The lowlevel function for computing the neyman_chi_sq distance.
Usage
neyman_chi_sq(P, Q, testNA, epsilon)
Arguments
P
a numeric vector storing the first distribution.
Q
a numeric vector storing the second distribution.
testNA
a logical value indicating whether or not distributions shall be checked for NA values.
epsilon
epsilon a small value to address cases in the distance computation where division by zero occurs. In
these cases, x / 0 or 0 / 0 will be replaced by epsilon. The default is epsilon = 0.00001.
However, we recommend to choose a custom epsilon value depending on the size of the input vectors,
the expected similarity between compared probability density functions and
whether or not many 0 values are present within the compared vectors.

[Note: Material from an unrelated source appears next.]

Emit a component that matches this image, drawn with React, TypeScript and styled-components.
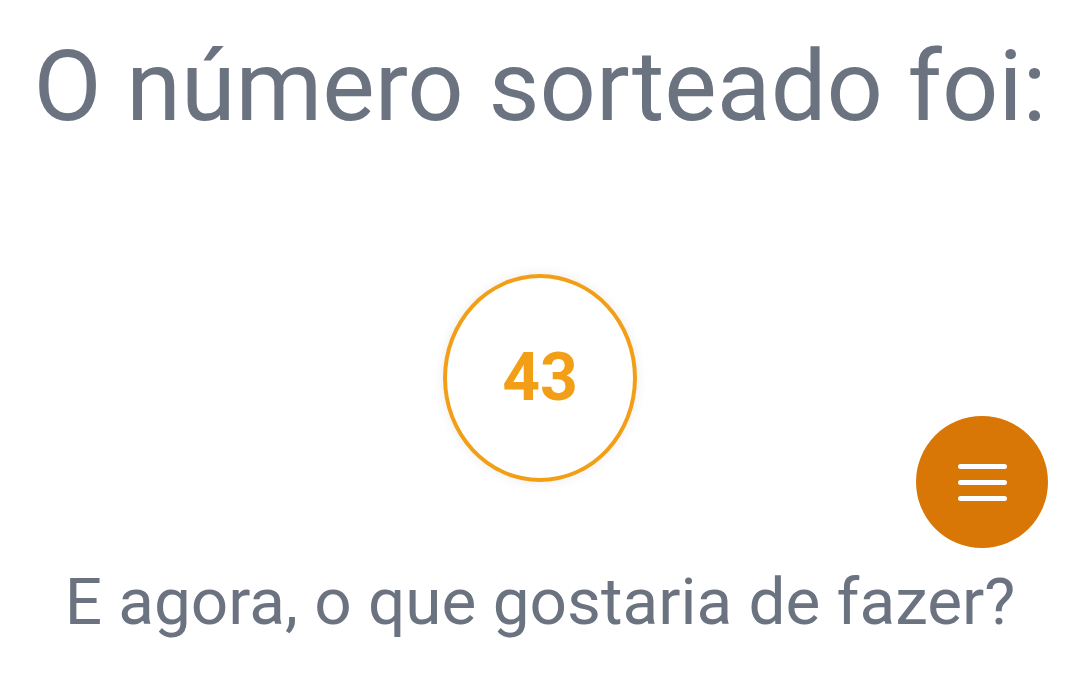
import React from "react";
import styled, { createGlobalStyle } from "styled-components";

const Global = createGlobalStyle`
  html, body { margin: 0; padding: 0; background: #ffffff; }
  body { font-family: Roboto, "Noto Sans", "Liberation Sans", sans-serif; }
  * { box-sizing: border-box; }
`;

const Page = styled.main`
  position: relative;
  width: 1080px;
  height: 683px;
  overflow: hidden;
  display: flex;
  flex-direction: column;
  align-items: center;
  padding-top: 26px;
`;

const Title = styled.h1`
  margin: 0;
  font-size: 99px;
  line-height: 120px;
  font-weight: 400;
  color: #6b7280;
  white-space: nowrap;
`;

const Ball = styled.div`
  margin-top: 128px;
  width: 194px;
  height: 208px;
  border-radius: 50%;
  border: 4px solid #f29f17;
  box-shadow: 0 0 12px rgba(0, 0, 0, 0.08);
  display: flex;
  align-items: center;
  justify-content: center;
`;

const Number = styled.span`
  font-size: 66px;
  font-weight: 700;
  color: #f29f17;
  line-height: 1;
`;

const Question = styled.p`
  margin: 80px 0 0;
  font-size: 65.7px;
  line-height: 79px;
  font-weight: 400;
  color: #6b7280;
  white-space: nowrap;
`;

const Fab = styled.button`
  position: absolute;
  right: 32px;
  top: 416px;
  width: 132px;
  height: 132px;
  border-radius: 50%;
  border: none;
  background: #d97706;
  display: flex;
  flex-direction: column;
  align-items: center;
  justify-content: center;
  gap: 11px;
  padding: 0;
  cursor: pointer;
`;

const Line = styled.span`
  display: block;
  width: 49px;
  height: 5px;
  border-radius: 3px;
  background: #ffffff;
`;

export default function App() {
  return (
    <>
      <Global />
      <Page>
        <Title>O número sorteado foi:</Title>
        <Ball>
          <Number>43</Number>
        </Ball>
        <Question>E agora, o que gostaria de fazer?</Question>
        <Fab aria-label="menu">
          <Line />
          <Line />
          <Line />
        </Fab>
      </Page>
    </>
  );
}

As a rough rule of thumb we suggest that when dealing with very large
input vectors which are very similar and contain many 0 values,
the epsilon value should be set even smaller (e.g. epsilon = 0.000000001),
whereas when vector sizes are small or distributions very divergent then
higher epsilon values may also be appropriate (e.g. epsilon = 0.01).
Addressing this epsilon issue is important to avoid cases where distance metrics
return negative values which are not defined and only occur due to the
technical issues of computing x / 0 or 0 / 0 cases.